* begin *
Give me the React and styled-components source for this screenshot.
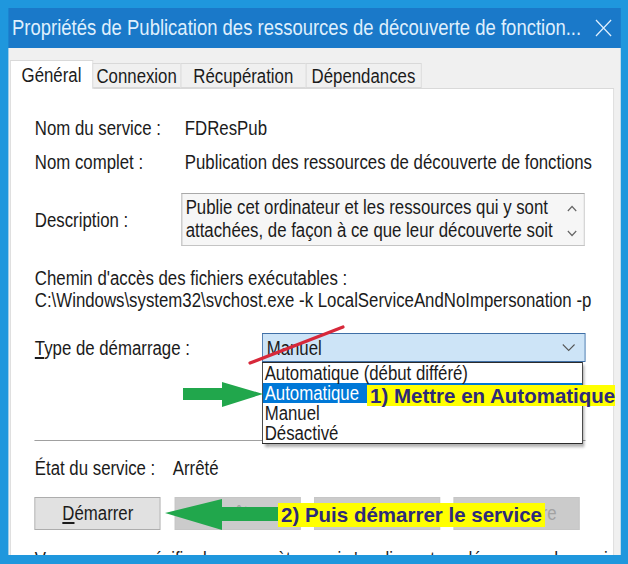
import React from "react";
import styled, { createGlobalStyle } from "styled-components";

/* The reference is a horizontally squeezed screenshot: the dialog is laid
   out at full width on a stage and squeezed by S. */
const S = 0.84;
const u = (x) => `${(x / S).toFixed(2)}px`;

const Global = createGlobalStyle`
  html, body { margin: 0; padding: 0; background: #1f97dd; overflow: hidden; }
  #root { width: 628px; height: 564px; }
`;

const Frame = styled.div`
  position: relative;
  width: 628px;
  height: 564px;
  overflow: hidden;
  background: #1f97dd;
`;

const Stage = styled.div`
  width: ${u(628)};
  height: 564px;
  box-sizing: border-box;
  padding: 8px ${u(7)} 9px ${u(8)};
  transform: scaleX(${S});
  transform-origin: 0 0;
  display: flex;
  flex-direction: column;
  font-family: "Liberation Sans", Arial, sans-serif;
  color: #1b1b1b;
`;

const TitleBar = styled.div`
  height: 40px;
  flex: none;
  background: #1a79c9;
  display: flex;
  align-items: center;
  justify-content: space-between;
  padding: 0 ${u(9)} 0 ${u(4)};
`;

const Title = styled.span`
  font-size: 22px;
  color: #dfeffd;
  white-space: nowrap;
`;

const Body = styled.div`
  flex: 1;
  min-height: 0;
  background: #f0f0f0;
  padding: 12px ${u(7)} 0 ${u(2)};
  display: flex;
  flex-direction: column;
  overflow: hidden;
`;

const TabRow = styled.div`
  display: flex;
  align-items: flex-end;
  height: 28px;
  flex: none;
  position: relative;
  z-index: 1;
`;

const Tab = styled.div`
  box-sizing: border-box;
  width: ${(p) => u(p.$w)};
  height: ${(p) => (p.$active ? 29 : 25)}px;
  margin-bottom: ${(p) => (p.$active ? -1 : 0)}px;
  margin-left: ${(p) => (p.$first ? 0 : -1)}px;
  background: ${(p) => (p.$active ? "#ffffff" : "#f0f0f0")};
  border: 1px solid #d9d9d9;
  border-bottom: ${(p) => (p.$active ? "none" : "1px solid #d9d9d9")};
  font-size: 20px;
  display: flex;
  align-items: center;
  justify-content: center;
  padding-top: ${(p) => (p.$active ? 0 : 1)}px;
`;

const Panel = styled.div`
  flex: 1;
  background: #ffffff;
  border: 1px solid #d9d9d9;
  padding: 0 ${u(28)} 0 ${u(24)};
  position: relative;
  display: flex;
  flex-direction: column;
  font-size: 20px;
`;

const Row = styled.div`
  display: flex;
  align-items: center;
  margin-top: ${(p) => p.$mt}px;
  line-height: 24px;
  white-space: nowrap;
`;

const Label = styled.div`
  width: ${(p) => u(p.$w)};
  flex: none;
`;

const Line = styled.div`
  margin-top: ${(p) => p.$mt || 0}px;
  line-height: 22px;
  white-space: nowrap;
`;

const TextBox = styled.div`
  width: ${u(403)};
  height: 53px;
  box-sizing: border-box;
  border: 1px solid #c4c4c4;
  border-top-color: #a9a9a9;
  border-left-color: #a9a9a9;
  background: #f6f6f6;
  display: flex;
  line-height: 23px;
`;

const TextBoxText = styled.div`
  flex: 1;
  padding: 2px 0 0 ${u(3)};
  white-space: nowrap;
  overflow: hidden;
`;

const Scroll = styled.div`
  width: ${u(24)};
  display: flex;
  flex-direction: column;
  align-items: center;
  justify-content: space-between;
  padding: 11px 0 8px;
`;

const U = styled.span`
  text-decoration: underline;
  text-underline-offset: 2px;
`;

const SelectWrap = styled.div`
  position: relative;
  width: ${u(324)};
`;

const Select = styled.div`
  height: 29px;
  box-sizing: border-box;
  border: 1px solid #3f6fa6;
  background: #cde4f7;
  display: flex;
  align-items: center;
  justify-content: space-between;
  padding: 0 ${u(9)} 0 ${u(4)};
`;

const List = styled.div`
  position: absolute;
  top: 29px;
  left: 0;
  width: ${u(321)};
  box-sizing: border-box;
  background: #ffffff;
  border: 1px solid #2b2b2b;
  box-shadow: 3px 3px 3px rgba(0, 0, 0, 0.35);
  z-index: 2;
`;

const Item = styled.div`
  line-height: 20px;
  padding-left: ${u(2)};
  background: ${(p) => (p.$sel ? "#0078d7" : "transparent")};
  color: ${(p) => (p.$sel ? "#ffffff" : "#1b1b1b")};
`;

const Separator = styled.div`
  margin-top: 78px;
  height: 1px;
  background: #a0a0a0;
  flex: none;
`;

const Buttons = styled.div`
  display: flex;
  gap: ${u(13.7)};
  margin-top: 17px;
  flex: none;
`;

const Button = styled.div`
  width: ${u(126)};
  height: 33px;
  box-sizing: border-box;
  border: 1px solid ${(p) => (p.$disabled ? "#c6c6c6" : "#adadad")};
  background: ${(p) => (p.$disabled ? "#cbcbcb" : "#e1e1e1")};
  color: ${(p) => (p.$disabled ? "#a2a2a2" : "#1b1b1b")};
  display: flex;
  align-items: center;
  justify-content: center;
`;

/* annotations drawn over the screenshot, in frame pixels */
const Mark = styled.div`
  position: absolute;
  left: ${(p) => p.$x}px;
  top: ${(p) => p.$y}px;
  line-height: 0;
  z-index: 3;
`;

const Callout = styled.div`
  position: absolute;
  left: ${(p) => p.$x}px;
  top: ${(p) => p.$y}px;
  width: ${(p) => p.$w}px;
  height: ${(p) => p.$h}px;
  box-sizing: border-box;
  padding-left: 3px;
  background: #ffff00;
  color: #2d2a7a;
  font-family: "Liberation Sans", Arial, sans-serif;
  font-weight: bold;
  font-size: 20.5px;
  line-height: ${(p) => p.$h}px;
  white-space: nowrap;
  z-index: 4;
`;

const Chevron = () => (
  <svg width="16" height="9" viewBox="0 0 16 9">
    <path d="M1 1.5 L8 7.5 L15 1.5" fill="none" stroke="#555" strokeWidth="1.3" />
  </svg>
);

const Close = () => (
  <svg width="21" height="18" viewBox="0 0 21 18">
    <path d="M1.5 1 L19.5 17 M19.5 1 L1.5 17" stroke="#dfeffd" strokeWidth="1.6" />
  </svg>
);

const Caret = ({ up }) => (
  <svg width="12" height="7" viewBox="0 0 12 7">
    <path d={up ? "M1 6 L6 1.5 L11 6" : "M1 1 L6 5.5 L11 1"} fill="none" stroke="#666" strokeWidth="1.5" />
  </svg>
);

export default function App() {
  return (
    <>
      <Global />
      <Frame>
        <Stage>
          <TitleBar>
            <Title>Propriétés de Publication des ressources de découverte de fonction...</Title>
            <Close />
          </TitleBar>
          <Body>
            <TabRow>
              <Tab $active $first $w={83}>Général</Tab>
              <Tab $w={89}>Connexion</Tab>
              <Tab $w={126}>Récupération</Tab>
              <Tab $w={116}>Dépendances</Tab>
            </TabRow>
            <Panel>
              <Row $mt={27}>
                <Label $w={150}>Nom du service :</Label>
                <span>FDResPub</span>
              </Row>
              <Row $mt={10}>
                <Label $w={150}>Nom complet :</Label>
                <span>Publication des ressources de découverte de fonctions</span>
              </Row>
              <Row $mt={19}>
                <Label $w={147}>Description :</Label>
                <TextBox>
                  <TextBoxText>
                    Publie cet ordinateur et les ressources qui y sont
                    <br />
                    attachées, de façon à ce que leur découverte soit
                  </TextBoxText>
                  <Scroll>
                    <Caret up />
                    <Caret />
                  </Scroll>
                </TextBox>
              </Row>
              <Line $mt={21}>Chemin d'accès des fichiers exécutables :</Line>
              <Line>C:\Windows\system32\svchost.exe -k LocalServiceAndNoImpersonation -p</Line>
              <Row $mt={22}>
                <Label $w={227}>
                  <U>T</U>ype de démarrage :
                </Label>
                <SelectWrap>
                  <Select>
                    <span>Manuel</span>
                    <Chevron />
                  </Select>
                  <List>
                    <Item>Automatique (début différé)</Item>
                    <Item $sel>Automatique</Item>
                    <Item>Manuel</Item>
                    <Item>Désactivé</Item>
                  </List>
                </SelectWrap>
              </Row>
              <Separator />
              <Row $mt={15}>
                <Label $w={138}>État du service :</Label>
                <span>Arrêté</span>
              </Row>
              <Buttons>
                <Button>
                  <span>
                    <U>D</U>émarrer
                  </span>
                </Button>
                <Button $disabled>Arrêter</Button>
                <Button $disabled>Suspendre</Button>
                <Button $disabled>Reprendre</Button>
              </Buttons>
              <Line $mt={18}>
                Vous pouvez spécifier les paramètres qui s'appliquent au démarrage du service.
              </Line>
            </Panel>
          </Body>
        </Stage>

        <Mark $x={248} $y={325}>
          <svg width="97" height="40" viewBox="0 0 97 40">
            <path d="M2 38 L95 2" stroke="#d7283a" strokeWidth="3.2" strokeLinecap="round" />
          </svg>
        </Mark>
        <Mark $x={180} $y={380}>
          <svg width="85" height="30" viewBox="0 0 85 30">
            <path d="M3 8 L42 8 L42 2 L83 14 L42 27 L42 20 L3 20 Z" fill="#21a74c" />
          </svg>
        </Mark>
        <Callout $x={367} $y={385} $w={248} $h={21}>
          1) Mettre en Automatique
        </Callout>
        <Mark $x={163} $y={496}>
          <svg width="118" height="36" viewBox="0 0 118 36">
            <path d="M117 11 L59 11 L59 3 L2 17 L59 34 L59 25 L117 25 Z" fill="#21a74c" />
          </svg>
        </Mark>
        <Callout $x={278} $y={503} $w={267} $h={24}>
          2) Puis démarrer le service
        </Callout>
      </Frame>
    </>
  );
}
* end *
- [Task prompt]
Please restate the material above line by line, exactly, beginning at its first line and ending with the line that contains "const u = (x)", without any pictures.

- [Finished exercise]
Give me the React and styled-components source for this screenshot.
import React from "react";
import styled, { createGlobalStyle } from "styled-components";

/* The reference is a horizontally squeezed screenshot: the dialog is laid
   out at full width on a stage and squeezed by S. */
const S = 0.84;
const u = (x) => `${(x / S).toFixed(2)}px`;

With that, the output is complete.